# NAS fishing pier



## J0nesi (Jun 22, 2011)

i know it was open a couple of weekends ago. are they goin to start opening it up every weekend??


----------



## DAWGONIT (Jan 16, 2009)

perhaps check the mwr facebook page?


----------



## J0nesi (Jun 22, 2011)

i dont do facebook


----------



## fishninmysoul (Jan 30, 2013)

My fiancé works for DOD I can ask her to check. Do you know if they were catching anything out there?


----------



## Drone82 (Jun 22, 2009)

Several years ago, when they started doing it, it was awesome. Monster reds, doormat flounder, white trout all over, tons of spades, lots of grouper. It seemed to dwindle quite a bit, then the oil spill hit. I haven't had a chance to go since, but some buddies say that its not as good as it was. Also, they said they make you leave after sundown.


----------



## Lexcore (May 5, 2012)

Drone82 said:


> Several years ago, when they started doing it, it was awesome.

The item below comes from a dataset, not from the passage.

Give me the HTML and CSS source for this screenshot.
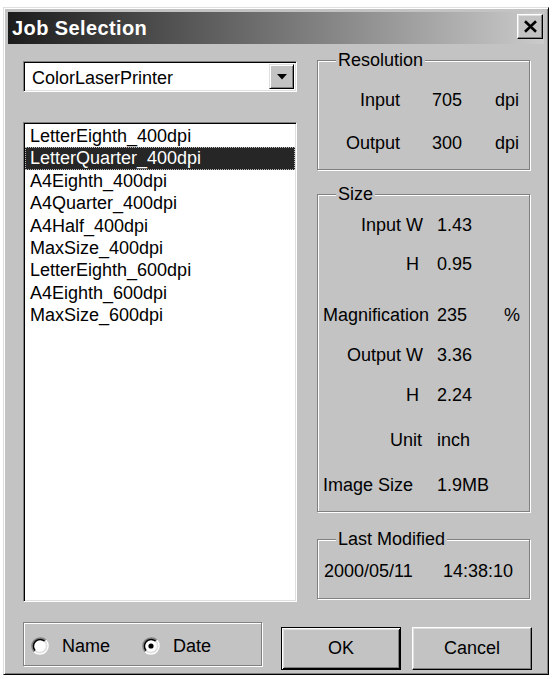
FILE: index.html
```html
<!DOCTYPE html>
<html lang="en">
<head>
<meta charset="utf-8">
<title>Job Selection</title>
<link rel="stylesheet" href="styles.css">
</head>
<body>
<div class="window">
  <div class="titlebar">
    <span class="title">Job Selection</span>
    <button class="close-btn" type="button" aria-label="Close">
      <svg width="15" height="13" viewBox="0 0 15 13"><path d="M2 1.2 L13 11.8 M13 1.2 L2 11.8" stroke="#000" stroke-width="2.6" fill="none"/></svg>
    </button>
  </div>

  <div class="dialog-body">
    <div class="columns">
      <div class="left-col">
        <div class="combo">
          <span class="combo-value">ColorLaserPrinter</span>
          <span class="combo-arrow">
            <svg width="10" height="6" viewBox="0 0 10 6"><polygon points="0,0 10,0 5,5.5" fill="#000"/></svg>
          </span>
        </div>
        <ul class="listbox">
          <li>LetterEighth_400dpi</li>
          <li class="selected">LetterQuarter_400dpi</li>
          <li>A4Eighth_400dpi</li>
          <li>A4Quarter_400dpi</li>
          <li>A4Half_400dpi</li>
          <li>MaxSize_400dpi</li>
          <li>LetterEighth_600dpi</li>
          <li>A4Eighth_600dpi</li>
          <li>MaxSize_600dpi</li>
        </ul>
      </div>

      <div class="right-col">
        <section class="group group-res">
          <h2 class="group-title">Resolution</h2>
          <div class="row first">
            <span class="lbl">Input</span><span class="val">705</span><span class="unit">dpi</span>
          </div>
          <div class="row">
            <span class="lbl">Output</span><span class="val">300</span><span class="unit">dpi</span>
          </div>
        </section>

        <section class="group group-size">
          <h2 class="group-title">Size</h2>
          <div class="row first">
            <span class="lbl">Input W</span><span class="val">1.43</span>
          </div>
          <div class="row gap-s">
            <span class="lbl lbl-h">H</span><span class="val">0.95</span>
          </div>
          <div class="row gap-l">
            <span class="lbl lbl-left">Magnification</span><span class="val">235</span><span class="unit">%</span>
          </div>
          <div class="row gap-m">
            <span class="lbl">Output W</span><span class="val">3.36</span>
          </div>
          <div class="row gap-m">
            <span class="lbl lbl-h">H</span><span class="val">2.24</span>
          </div>
          <div class="row gap-ml">
            <span class="lbl lbl-unit">Unit</span><span class="val">inch</span>
          </div>
          <div class="row gap-ml">
            <span class="lbl lbl-left">Image Size</span><span class="val">1.9MB</span>
          </div>
        </section>

        <section class="group group-date">
          <h2 class="group-title">Last Modified</h2>
          <div class="row first">
            <span class="date">2000/05/11</span><span class="time">14:38:10</span>
          </div>
        </section>
      </div>
    </div>

    <div class="bottom-row">
      <div class="sort-group">
        <label class="radio">
          <svg width="18" height="18" viewBox="0 0 18 18">
            <circle cx="9" cy="9" r="7" fill="#fff"/>
            <path d="M3.17 14.83 A8.25 8.25 0 0 1 14.83 3.17" stroke="#808080" stroke-width="1.5" fill="none"/>
            <path d="M14.83 3.17 A8.25 8.25 0 0 1 3.17 14.83" stroke="#fff" stroke-width="1.5" fill="none"/>
            <path d="M4.23 13.77 A6.75 6.75 0 0 1 13.77 4.23" stroke="#000" stroke-width="1.5" fill="none"/>
            <path d="M13.77 4.23 A6.75 6.75 0 0 1 4.23 13.77" stroke="#dfdfdf" stroke-width="1.5" fill="none"/>
          </svg>
          <span>Name</span>
        </label>
        <label class="radio">
          <svg width="18" height="18" viewBox="0 0 18 18">
            <circle cx="9" cy="9" r="7" fill="#fff"/>
            <path d="M3.17 14.83 A8.25 8.25 0 0 1 14.83 3.17" stroke="#808080" stroke-width="1.5" fill="none"/>
            <path d="M14.83 3.17 A8.25 8.25 0 0 1 3.17 14.83" stroke="#fff" stroke-width="1.5" fill="none"/>
            <path d="M4.23 13.77 A6.75 6.75 0 0 1 13.77 4.23" stroke="#000" stroke-width="1.5" fill="none"/>
            <path d="M13.77 4.23 A6.75 6.75 0 0 1 4.23 13.77" stroke="#dfdfdf" stroke-width="1.5" fill="none"/>
            <circle cx="9" cy="9" r="2.6" fill="#000"/>
          </svg>
          <span>Date</span>
        </label>
      </div>
      <button class="btn btn-default" type="button">OK</button>
      <button class="btn btn-cancel" type="button">Cancel</button>
    </div>
  </div>
</div>
</body>
</html>
```
FILE: styles.css
```css
* {
  box-sizing: border-box;
}

html,
body {
  margin: 0;
  padding: 0;
}

body {
  background: #fff;
  font-family: "Liberation Sans", Arial, sans-serif;
  font-size: 18px;
  color: #000;
}

/* Dialog frame with a raised 3D edge */
.window {
  margin: 7px 0 0 3px;
  width: 546px;
  height: 668px;
  background: #c3c3c3;
  border: 1px solid;
  border-color: #dfdfdf #000 #000 #dfdfdf;
  box-shadow: inset 1px 1px #fff, inset -1px -1px #808080;
  padding: 4px;
  display: flex;
  flex-direction: column;
}

.titlebar {
  height: 32px;
  flex-shrink: 0;
  display: flex;
  align-items: flex-start;
  justify-content: space-between;
  padding: 0 1px 0 4px;
  background: linear-gradient(to right, #1c1c1c 0%, #2a2a2a 8%, #cbcbcb 100%);
}

.title {
  color: #fff;
  font-weight: bold;
  font-size: 20px;
  letter-spacing: 0.4px;
  line-height: 32px;
}

.close-btn {
  margin-top: 2px;
  width: 26px;
  height: 25px;
  padding: 0;
  display: flex;
  align-items: center;
  justify-content: center;
  background: #c3c3c3;
  border: 1px solid;
  border-color: #fff #000 #000 #fff;
  box-shadow: inset -1px -1px #808080, inset 1px 1px #dfdfdf;
}

.dialog-body {
  flex: 1;
  display: flex;
  flex-direction: column;
  padding: 16px 14px 0 15px;
}

.columns {
  display: flex;
  gap: 20px;
}

.left-col {
  width: 274px;
  flex-shrink: 0;
  display: flex;
  flex-direction: column;
}

.right-col {
  flex: 1;
  display: flex;
  flex-direction: column;
}

/* Sunken field edge shared by the combo and the list */
.combo,
.listbox {
  background: #fff;
  border: 1px solid;
  border-color: #808080 #fff #fff #808080;
  box-shadow: inset 1px 1px #000, inset -1px -1px #dfdfdf;
}

.combo {
  margin-top: 1px;
  height: 31px;
  display: flex;
  align-items: stretch;
  padding: 2px;
}

.combo-value {
  flex: 1;
  padding-left: 6px;
  line-height: 28px;
}

.combo-arrow {
  width: 25px;
  display: flex;
  align-items: center;
  justify-content: center;
  padding-top: 1px;
  background: #c3c3c3;
  border: 1px solid;
  border-color: #dfdfdf #000 #000 #dfdfdf;
  box-shadow: inset 1px 1px #fff, inset -1px -1px #808080;
}

.listbox {
  margin: 30px 0 0;
  height: 480px;
  list-style: none;
  padding: 2px 1px 1px 1px;
}

.listbox li {
  line-height: 22.4px;
  padding-left: 5px;
  white-space: nowrap;
}

.listbox li.selected {
  background: #262626;
  color: #fff;
  outline: 1px dotted #bdbdbd;
  outline-offset: -1px;
}

/* Etched group boxes */
.group {
  border: 1px solid #808080;
  box-shadow: inset 1px 1px #fff, 1px 1px #fff;
  padding: 0 0 14px 5px;
}

.group-title {
  margin: -13px 0 0 13px;
  padding: 0 2px;
  width: fit-content;
  font-size: 18px;
  font-weight: normal;
  line-height: 24px;
  background: #c3c3c3;
}

.row {
  display: grid;
  height: 24px;
  align-items: center;
  white-space: nowrap;
}

.group-res .row {
  grid-template-columns: 77px 95px auto;
}

.group-res .row.first {
  margin-top: 16px;
}

.group-res .row + .row {
  margin-top: 19px;
}

.group-res .lbl {
  text-align: right;
}

.group-res .val {
  padding-left: 32px;
}

.group-size {
  margin-top: 24px;
}

.group-size .row {
  grid-template-columns: 108px 73px auto;
}

.group-size .row.first {
  margin-top: 7px;
}

.group-size .lbl {
  text-align: right;
  padding-right: 8px;
}

.group-size .lbl-h {
  padding-right: 12px;
}

.group-size .lbl-unit {
  padding-right: 9px;
}

.group-size .lbl-left {
  text-align: left;
  padding-right: 0;
}

.group-size .val {
  padding-left: 6px;
}

.row.gap-s {
  margin-top: 15px;
}

.row.gap-m {
  margin-top: 16px;
}

.row.gap-ml {
  margin-top: 21px;
}

.row.gap-l {
  margin-top: 27px;
}

.group-date {
  margin-top: 27px;
  padding-bottom: 15px;
}

.group-date .row {
  grid-template-columns: 120px auto;
}

.group-date .row.first {
  margin-top: 8px;
}

.group-date .date {
  padding-left: 1px;
}

/* Sort options and dialog buttons */
.bottom-row {
  margin-top: 20px;
  display: flex;
  align-items: flex-start;
}

.sort-group {
  flex-shrink: 0;
  width: 239px;
  height: 44px;
  display: flex;
  align-items: center;
  gap: 32px;
  padding: 4px 0 0 7px;
  border: 1px solid #808080;
  box-shadow: inset 1px 1px #fff, 1px 1px #fff;
}

.radio {
  display: flex;
  align-items: center;
  gap: 13px;
}

.radio svg {
  display: block;
}

.btn {
  flex-shrink: 0;
  margin-top: 5px;
  width: 120px;
  height: 43px;
  padding: 0;
  font-family: "Liberation Sans", Arial, sans-serif;
  font-size: 18px;
  color: #000;
  background: #c3c3c3;
  border: 1px solid;
}

.btn-default {
  margin-left: 19px;
  border-color: #000;
  box-shadow: inset 1px 1px #fff, inset -1px -1px #000, inset 2px 2px #dfdfdf, inset -2px -2px #808080;
}

.btn-cancel {
  margin-left: 11px;
  border-color: #fff #000 #000 #fff;
  box-shadow: inset -1px -1px #808080, inset 1px 1px #dfdfdf;
}
```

Monster reds, doormat flounder, white trout all over, tons of spades, lots of grouper. It seemed to dwindle quite a bit, then the oil spill hit. I haven't had a chance to go since, but some buddies say that its not as good as it was. Also, they said they make you leave after sundown.


Last year in the grass beds, we caught a bunch of baby groupers 5 to 10 inches with shrimp, but that was it.


----------



## Drone82 (Jun 22, 2009)

I remember there were a lot of us that were regular out there and got to be buddies. We would take turns to see who could catch the monster grouper that was right off the end of the pier. Not sure anyone ever did...


----------



## Cornflake789 (Oct 10, 2008)

It will be closed until another command steps up to sponsor it. Call port ops periodically to check and see if someone has decided to sponsor. Whenever the pier is opened the sponsoring command usually fundraises around 125$ depending on the turnout so hop on that! As far as grouper go I only got two decent ones out there this year.


----------



## Lexcore (May 5, 2012)

The next Pier open is 18 and 19 May 0600 to 1930, Alfa pier is the one that is being utilize now, Charlie pier is closed due to Coast Guard ships are now being repaired there, no word when they will allow us back on charlie pier but that is where those big grouper live. :yes:


----------



## surferbri1 (May 20, 2012)

*OPENING WEEKEND OF THE RED SNAPPER SEASON*

The Alpha Pier on Naval Air Station Pensacola will be open from 6:30 a.m. to 6:30 p.m., June 1 and June 2. 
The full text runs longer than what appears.